Search the listing for the string "table" and copy every line that contains it.

┄┄┄┄┄┄┄┄┄┄┄┄┄┄┄┄┄┄┄┄

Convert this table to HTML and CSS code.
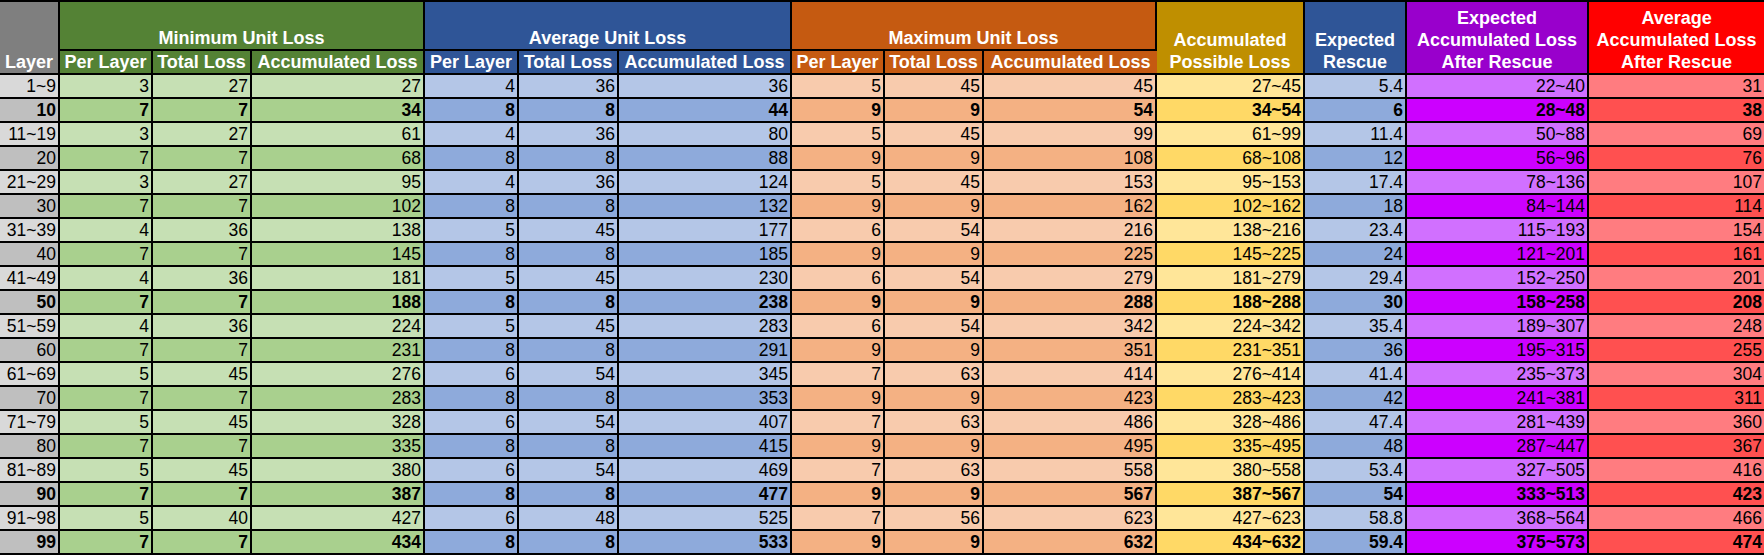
FILE: index.html
```html
<!DOCTYPE html>
<html>
<head>
<meta charset="utf-8">
<link rel="stylesheet" href="styles.css">
</head>
<body>
<table class="t">
<colgroup>
<col style="width:60px"><col style="width:93px"><col style="width:99px"><col style="width:173px">
<col style="width:94px"><col style="width:100px"><col style="width:173px">
<col style="width:93px"><col style="width:99px"><col style="width:173px">
<col style="width:148px"><col style="width:102px"><col style="width:182px"><col style="width:175px">
</colgroup>
<thead>
<tr class="h1">
<th rowspan="2" class="hl">Layer</th>
<th colspan="3" class="hmin">Minimum Unit Loss</th>
<th colspan="3" class="havg">Average Unit Loss</th>
<th colspan="3" class="hmax">Maximum Unit Loss</th>
<th rowspan="2" class="hpos">Accumulated<br>Possible Loss</th>
<th rowspan="2" class="hres">Expected<br>Rescue</th>
<th rowspan="2" class="hexp">Expected<br>Accumulated Loss<br>After Rescue</th>
<th rowspan="2" class="have">Average<br>Accumulated Loss<br>After Rescue</th>
</tr>
<tr class="h2">
<th class="hmin">Per Layer</th><th class="hmin">Total Loss</th><th class="hmin">Accumulated Loss</th>
<th class="havg">Per Layer</th><th class="havg">Total Loss</th><th class="havg">Accumulated Loss</th>
<th class="hmax">Per Layer</th><th class="hmax">Total Loss</th><th class="hmax">Accumulated Loss</th>
</tr>
</thead>
<tbody>
<tr><td>1~9</td><td>3</td><td>27</td><td>27</td><td>4</td><td>36</td><td>36</td><td>5</td><td>45</td><td>45</td><td>27~45</td><td>5.4</td><td>22~40</td><td>31</td></tr>
<tr class="m b"><td>10</td><td>7</td><td>7</td><td>34</td><td>8</td><td>8</td><td>44</td><td>9</td><td>9</td><td>54</td><td>34~54</td><td>6</td><td>28~48</td><td>38</td></tr>
<tr><td>11~19</td><td>3</td><td>27</td><td>61</td><td>4</td><td>36</td><td>80</td><td>5</td><td>45</td><td>99</td><td>61~99</td><td>11.4</td><td>50~88</td><td>69</td></tr>
<tr class="m"><td>20</td><td>7</td><td>7</td><td>68</td><td>8</td><td>8</td><td>88</td><td>9</td><td>9</td><td>108</td><td>68~108</td><td>12</td><td>56~96</td><td>76</td></tr>
<tr><td>21~29</td><td>3</td><td>27</td><td>95</td><td>4</td><td>36</td><td>124</td><td>5</td><td>45</td><td>153</td><td>95~153</td><td>17.4</td><td>78~136</td><td>107</td></tr>
<tr class="m"><td>30</td><td>7</td><td>7</td><td>102</td><td>8</td><td>8</td><td>132</td><td>9</td><td>9</td><td>162</td><td>102~162</td><td>18</td><td>84~144</td><td>114</td></tr>
<tr><td>31~39</td><td>4</td><td>36</td><td>138</td><td>5</td><td>45</td><td>177</td><td>6</td><td>54</td><td>216</td><td>138~216</td><td>23.4</td><td>115~193</td><td>154</td></tr>
<tr class="m"><td>40</td><td>7</td><td>7</td><td>145</td><td>8</td><td>8</td><td>185</td><td>9</td><td>9</td><td>225</td><td>145~225</td><td>24</td><td>121~201</td><td>161</td></tr>
<tr><td>41~49</td><td>4</td><td>36</td><td>181</td><td>5</td><td>45</td><td>230</td><td>6</td><td>54</td><td>279</td><td>181~279</td><td>29.4</td><td>152~250</td><td>201</td></tr>
<tr class="m b"><td>50</td><td>7</td><td>7</td><td>188</td><td>8</td><td>8</td><td>238</td><td>9</td><td>9</td><td>288</td><td>188~288</td><td>30</td><td>158~258</td><td>208</td></tr>
<tr><td>51~59</td><td>4</td><td>36</td><td>224</td><td>5</td><td>45</td><td>283</td><td>6</td><td>54</td><td>342</td><td>224~342</td><td>35.4</td><td>189~307</td><td>248</td></tr>
<tr class="m"><td>60</td><td>7</td><td>7</td><td>231</td><td>8</td><td>8</td><td>291</td><td>9</td><td>9</td><td>351</td><td>231~351</td><td>36</td><td>195~315</td><td>255</td></tr>
<tr><td>61~69</td><td>5</td><td>45</td><td>276</td><td>6</td><td>54</td><td>345</td><td>7</td><td>63</td><td>414</td><td>276~414</td><td>41.4</td><td>235~373</td><td>304</td></tr>
<tr class="m"><td>70</td><td>7</td><td>7</td><td>283</td><td>8</td><td>8</td><td>353</td><td>9</td><td>9</td><td>423</td><td>283~423</td><td>42</td><td>241~381</td><td>311</td></tr>
<tr><td>71~79</td><td>5</td><td>45</td><td>328</td><td>6</td><td>54</td><td>407</td><td>7</td><td>63</td><td>486</td><td>328~486</td><td>47.4</td><td>281~439</td><td>360</td></tr>
<tr class="m"><td>80</td><td>7</td><td>7</td><td>335</td><td>8</td><td>8</td><td>415</td><td>9</td><td>9</td><td>495</td><td>335~495</td><td>48</td><td>287~447</td><td>367</td></tr>
<tr><td>81~89</td><td>5</td><td>45</td><td>380</td><td>6</td><td>54</td><td>469</td><td>7</td><td>63</td><td>558</td><td>380~558</td><td>53.4</td><td>327~505</td><td>416</td></tr>
<tr class="m b"><td>90</td><td>7</td><td>7</td><td>387</td><td>8</td><td>8</td><td>477</td><td>9</td><td>9</td><td>567</td><td>387~567</td><td>54</td><td>333~513</td><td>423</td></tr>
<tr><td>91~98</td><td>5</td><td>40</td><td>427</td><td>6</td><td>48</td><td>525</td><td>7</td><td>56</td><td>623</td><td>427~623</td><td>58.8</td><td>368~564</td><td>466</td></tr>
<tr class="m b"><td>99</td><td>7</td><td>7</td><td>434</td><td>8</td><td>8</td><td>533</td><td>9</td><td>9</td><td>632</td><td>434~632</td><td>59.4</td><td>375~573</td><td>474</td></tr>
</tbody>
</table>
</body>
</html>
```

FILE: styles.css
```css
html, body {
  margin: 0;
  padding: 0;
  background: #ffffff;
}

.t {
  table-layout: fixed;
  width: 1764px;
  border-collapse: separate;
  border-spacing: 0;
  font-family: "Liberation Sans", Arial, sans-serif;
  border-top: 2px solid #000;
}

.t th, .t td {
  border-right: 2px solid #000;
  border-bottom: 2px solid #000;
  padding: 0 2px;
  overflow: hidden;
  white-space: nowrap;
}

.t th:last-child, .t td:last-child {
  border-right: none;
}

.t th {
  color: #ffffff;
  font-weight: bold;
  font-size: 18px;
  line-height: 22px;
  text-align: center;
  vertical-align: bottom;
  padding-bottom: 0;
}

.h1 th {
  height: 47px;
}

.h1 th[rowspan] {
  height: 71px;
}

.h2 th {
  height: 22px;
}

.hl { background: #7f7f7f; padding: 0 1px; }
.hmin { background: #548235; }
.havg { background: #2f5597; }
.hmax { background: #c55a11; }
.hpos { background: #bf8f00; }
.hres { background: #2f5597; }
.hexp { background: #9900cc; }
.have { background: #ff0000; }

.t td {
  height: 22px;
  font-size: 17.5px;
  line-height: 22px;
  text-align: right;
  color: #000;
  vertical-align: middle;
}

.t tr.b td {
  font-weight: bold;
}

.t td:nth-child(1) { background: #d9d9d9; }
.t td:nth-child(n+2):nth-child(-n+4) { background: #c6e0b4; }
.t td:nth-child(n+5):nth-child(-n+7) { background: #b4c6e7; }
.t td:nth-child(n+8):nth-child(-n+10) { background: #f8cbad; }
.t td:nth-child(11) { background: #ffe699; }
.t td:nth-child(12) { background: #b4c6e7; }
.t td:nth-child(13) { background: #d170ff; }
.t td:nth-child(14) { background: #ff7c80; }

.t tr.m td:nth-child(1) { background: #bfbfbf; }
.t tr.m td:nth-child(n+2):nth-child(-n+4) { background: #a9d08e; }
.t tr.m td:nth-child(n+5):nth-child(-n+7) { background: #8eaadb; }
.t tr.m td:nth-child(n+8):nth-child(-n+10) { background: #f4b183; }
.t tr.m td:nth-child(11) { background: #ffd966; }
.t tr.m td:nth-child(12) { background: #8eaadb; }
.t tr.m td:nth-child(13) { background: #cc00ff; }
.t tr.m td:nth-child(14) { background: #ff5050; }
```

┄┄┄┄┄┄┄┄┄┄┄┄┄┄┄┄┄┄┄┄

### FINISHED TASK
Convert this table to HTML and CSS code.
<table class="t">
</table>
  table-layout: fixed;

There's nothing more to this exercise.